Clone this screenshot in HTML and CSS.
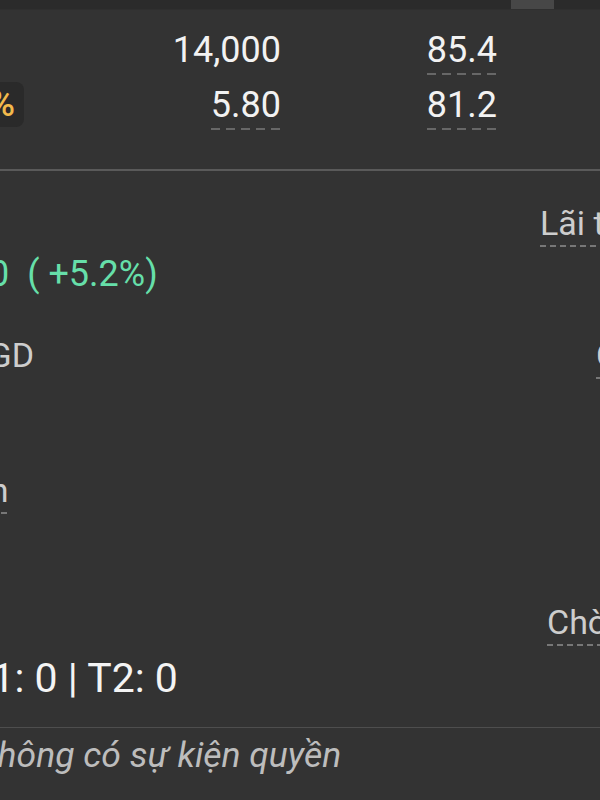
FILE: index.html
```html
<!DOCTYPE html>
<html lang="vi">
<head>
    <meta charset="UTF-8">
    <meta name="viewport" content="width=device-width, initial-scale=1.0">
    <title>Chi tiết mã</title>
    <link rel="stylesheet" href="styles.css">
</head>
<body>
    <div class="screen">
        <div class="topbar"><span class="tab"></span></div>

        <div class="stats">
            <span class="cell"></span>
            <span class="cell num">14,000</span>
            <span class="cell num"><span class="dotted">85.4</span></span>

            <span class="cell badge">5%</span>
            <span class="cell num"><span class="dotted">5.80</span></span>
            <span class="cell num"><span class="dotted">81.2</span></span>
        </div>

        <div class="rule"></div>

        <div class="info">
            <span></span>
            <span class="tag">Lãi tức</span>

            <span class="change">+700<span class="pct">( +5.2%)</span></span>
            <span></span>

            <span class="label lbl-gd">KLGD</span>
            <span class="tag tag-far">Cổ tức</span>

            <span class="label tip lbl-san">Sàn</span>
            <span></span>

            <span></span>
            <span class="tag tag-near">Chờ về</span>

            <span class="hold">T1: 0 | T2: 0</span>
            <span></span>
        </div>

        <div class="rule thin"></div>

        <p class="note">Không có sự kiện quyền</p>
    </div>
</body>
</html>
```

FILE: styles.css
```css
body {
    margin: 0;
    background-color: #333333;
    font-family: Roboto, "Noto Sans", sans-serif;
    color: #f2f2f2;
}
.screen {
    width: 600px;
    height: 800px;
    overflow: hidden;
}
.topbar {
    height: 9px;
    background-color: #2b2b2b;
    border-bottom: 1px solid #2f2f2f;
    padding-left: 511px;
}
.tab {
    display: block;
    width: 43px;
    height: 9px;
    background-color: #474747;
}

/* price table */
.stats {
    display: grid;
    grid-template-columns: 100px 257px 216px;
    grid-auto-rows: 55px;
    margin-left: -76px;
    padding-top: 19px;
    font-size: 36px;
    line-height: 42px;
}
.cell {
    align-self: start;
}
.num {
    text-align: right;
}
.dotted {
    display: inline-block;
    padding-bottom: 4px;
    background: repeating-linear-gradient(90deg, #676767 0 9px, transparent 9px 15px) left bottom / 100% 2px no-repeat;
}
.badge {
    justify-self: end;
    margin-top: -2px;
    padding: 2px 9px 2px 10px;
    line-height: 41px;
    border-radius: 8px;
    background-color: #2a2a2a;
    color: #f3b94c;
    font-weight: 500;
}
.rule {
    height: 2px;
    margin-top: 30px;
    background-color: #5a5a5a;
}
.rule.thin {
    height: 1px;
    margin-top: 25px;
    background-color: #4e4e4e;
}

/* details */
.info {
    display: grid;
    grid-template-columns: 540px 1fr;
    grid-template-rows: 50px 82px 135px 132px 53px 47px;
    padding-top: 32px;
    font-size: 34px;
    line-height: 40px;
}
.info > span {
    align-self: start;
    justify-self: start;
    white-space: nowrap;
}
.label, .tag {
    color: #cdcdcd;
}
.tag, .tip {
    padding-bottom: 4px;
    background: repeating-linear-gradient(90deg, #777777 0 6px, transparent 6px 10px) left bottom / 100% 2px no-repeat;
}
.tag-far {
    margin-left: 56px;
}
.tag-near {
    margin-left: 7px;
}
.change {
    margin-left: -72px;
    font-size: 36px;
    line-height: 42px;
    color: #66dfa9;
}
.pct {
    margin-left: 18px;
}
.lbl-gd {
    margin-left: -50px;
}
.lbl-san {
    margin-left: -49px;
}
.hold {
    margin-left: -33px;
    font-size: 41px;
    line-height: 47px;
    color: #f4f4f4;
}
.note {
    margin: 7px 0 0 -24px;
    font-size: 35.5px;
    line-height: 41px;
    font-style: italic;
    color: #bdbdbd;
}
```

---

-- Job --
Take the listing and print it again exactly, but without any pictures.

-- Solution --
Clone this screenshot in HTML and CSS.
FILE: index.html
```html
<!DOCTYPE html>
<html lang="vi">
<head>
    <meta charset="UTF-8">
    <meta name="viewport" content="width=device-width, initial-scale=1.0">
    <title>Chi tiết mã</title>
    <link rel="stylesheet" href="styles.css">
</head>
<body>
    <div class="screen">
        <div class="topbar"><span class="tab"></span></div>

        <div class="stats">
            <span class="cell"></span>
            <span class="cell num">14,000</span>
            <span class="cell num"><span class="dotted">85.4</span></span>

            <span class="cell badge">5%</span>
            <span class="cell num"><span class="dotted">5.80</span></span>
            <span class="cell num"><span class="dotted">81.2</span></span>
        </div>

        <div class="rule"></div>

        <div class="info">
            <span></span>
            <span class="tag">Lãi tức</span>

            <span class="change">+700<span class="pct">( +5.2%)</span></span>
            <span></span>

            <span class="label lbl-gd">KLGD</span>
            <span class="tag tag-far">Cổ tức</span>

            <span class="label tip lbl-san">Sàn</span>
            <span></span>

            <span></span>
            <span class="tag tag-near">Chờ về</span>

            <span class="hold">T1: 0 | T2: 0</span>
            <span></span>
        </div>

        <div class="rule thin"></div>

        <p class="note">Không có sự kiện quyền</p>
    </div>
</body>
</html>
```

FILE: styles.css
```css
body {
    margin: 0;
    background-color: #333333;
    font-family: Roboto, "Noto Sans", sans-serif;
    color: #f2f2f2;
}
.screen {
    width: 600px;
    height: 800px;
    overflow: hidden;
}
.topbar {
    height: 9px;
    background-color: #2b2b2b;
    border-bottom: 1px solid #2f2f2f;
    padding-left: 511px;
}
.tab {
    display: block;
    width: 43px;
    height: 9px;
    background-color: #474747;
}

/* price table */
.stats {
    display: grid;
    grid-template-columns: 100px 257px 216px;
    grid-auto-rows: 55px;
    margin-left: -76px;
    padding-top: 19px;
    font-size: 36px;
    line-height: 42px;
}
.cell {
    align-self: start;
}
.num {
    text-align: right;
}
.dotted {
    display: inline-block;
    padding-bottom: 4px;
    background: repeating-linear-gradient(90deg, #676767 0 9px, transparent 9px 15px) left bottom / 100% 2px no-repeat;
}
.badge {
    justify-self: end;
    margin-top: -2px;
    padding: 2px 9px 2px 10px;
    line-height: 41px;
    border-radius: 8px;
    background-color: #2a2a2a;
    color: #f3b94c;
    font-weight: 500;
}
.rule {
    height: 2px;
    margin-top: 30px;
    background-color: #5a5a5a;
}
.rule.thin {
    height: 1px;
    margin-top: 25px;
    background-color: #4e4e4e;
}

/* details */
.info {
    display: grid;
    grid-template-columns: 540px 1fr;
    grid-template-rows: 50px 82px 135px 132px 53px 47px;
    padding-top: 32px;
    font-size: 34px;
    line-height: 40px;
}
.info > span {
    align-self: start;
    justify-self: start;
    white-space: nowrap;
}
.label, .tag {
    color: #cdcdcd;
}
.tag, .tip {
    padding-bottom: 4px;
    background: repeating-linear-gradient(90deg, #777777 0 6px, transparent 6px 10px) left bottom / 100% 2px no-repeat;
}
.tag-far {
    margin-left: 56px;
}
.tag-near {
    margin-left: 7px;
}
.change {
    margin-left: -72px;
    font-size: 36px;
    line-height: 42px;
    color: #66dfa9;
}
.pct {
    margin-left: 18px;
}
.lbl-gd {
    margin-left: -50px;
}
.lbl-san {
    margin-left: -49px;
}
.hold {
    margin-left: -33px;
    font-size: 41px;
    line-height: 47px;
    color: #f4f4f4;
}
.note {
    margin: 7px 0 0 -24px;
    font-size: 35.5px;
    line-height: 41px;
    font-style: italic;
    color: #bdbdbd;
}
```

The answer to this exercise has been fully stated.